(Affairs as in things, matters and moments.. not marital issues.)
Every Friday by noon I have a TGIF high. I am daydreaming of our weekend and thinking of all the fun we will have. Then Saturday hits.
I don’t know what it is about Saturday mornings, but I have broken down four weekends in a row. I think it is the release from expectations. I think it is knowing my spouse is off work duty and can care for the kids, like my body knows it is now a safe time to let all the emotions crash.
Every Saturday it is different things; maybe it is my husband’s fault for 101 reasons that feel legit in the moment. But really, it’s grief. It is real life trauma weighing in to remind me “pandemicing” is hard.
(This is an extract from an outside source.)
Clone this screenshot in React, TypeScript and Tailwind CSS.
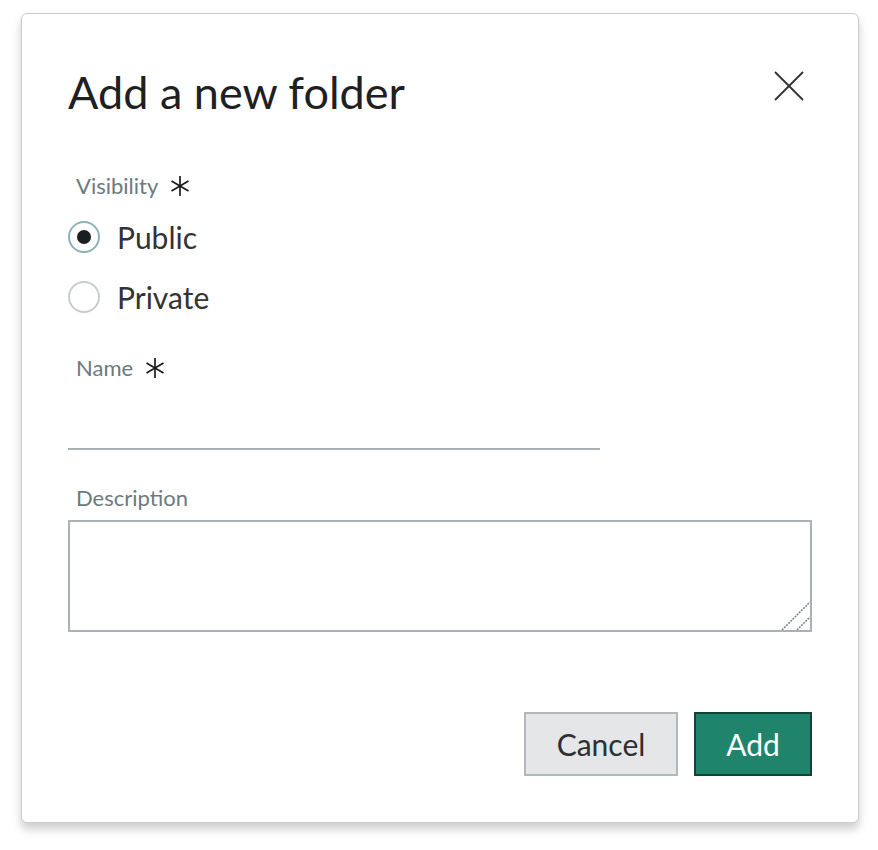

Ugh. I did not want to write more about grief!
I wanted to write about all the funny things that happen around here, but I keep having this nudging that I cannot ignore. In fact, I have tried to avoid this blog since last Saturday.
I have a really smart friend that studies trauma for a living. She keeps reminding me that most of us are having really hard time and that we don’t all portray what is really going on inside of us. I guess like a mask. I don’t know if it is more of a Texan thing or a human thing, but we think emotions make us weak. It is vulnerable and scary. I have listened to just enough Brene Brown that I am pretty sure it is a human thing, but most of my circle is in Texas…so ask a professional.
Either way, it is comforting to know we are not alone. It is nice to know that others struggle too; Not like in “misery loves company” way, but in a validating, “you are doing hard things” kind of way.
In the event you are like me and you need to know that other badass women struggle, well here you go; This is hard, and you are not alone.